CHARLESTON, W.Va. — A well-known political report has shifted the expected match-up later this year between Third District Congressman Nick Rahall and Cabell County state Senator Evan Jenkins from “Toss-Up” to “Leans Republican.”
Larry Sabato’s Crystal Ball Managing Editor Kyle Kondik explained the move Thursday on MetroNews Talkline. Kondik said the reasons for the shift include the “news of the race” including a Jenkins poll that showed him 14 points ahead of Rahall and no real answer to that poll from Democrats.
“It’s possible that they’re also seeing not the greatest numbers for Rahall. Maybe not down a dozen points or so but maybe trailing or barely ahead,” Kondik said.

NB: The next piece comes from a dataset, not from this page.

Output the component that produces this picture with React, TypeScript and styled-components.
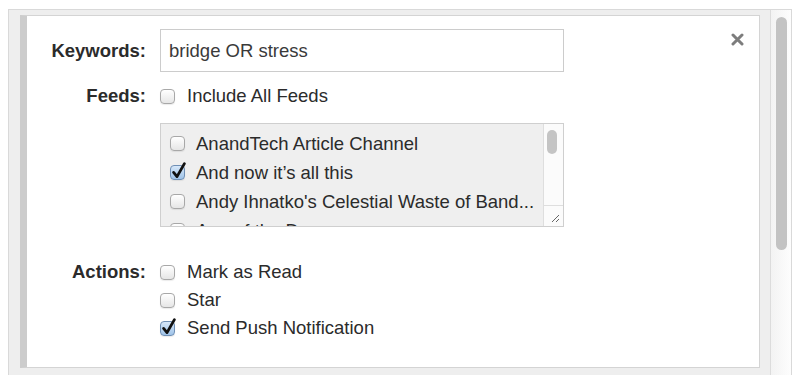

There’s also the recent report that Rahall was considering retirement and dropping out of the race, something Rahall’s office has denied. Kondik said the report nevertheless doesn’t play in Rahall’s favor.
“Those are the sorts of things that tell us he may not be feeling all that comfortable and all that confident about his race,” Kondik said.
He also said the make-up of the Third District and the overwhelming support voters gave to Mitt Romney in 2012 also makes things an uphill battle for Rahall despite winning election every two years since 1976.
Rahall has been focusing on other issues this week. News releases from his office have addressed the federal budget, the federal EPA and the King Coal Highway.
Rahall announced Wednesday he would be casting a “no” vote on the Republican budget in the U.S. House.
“The Ryan budget would menacingly meddle with Medicare, increasing seniors’ costs and cutting their benefits,” Rahall said in a statement. “That budget, being forced through the House by the Republican Leadership, would hurt our seniors – no way would I vote for that. I have never seen a group so obsessed with doing away with Medicare – they’re frothing at the mouth to get their hands on it.”
Kondik said it may be very difficult for Rahall to separate himself from Obama.
“The President is just so unpopular in that district and in West Virginia as a whole that these mid-terms elections are oftentimes just a backlash against the President and the President’s party,” Kondik said.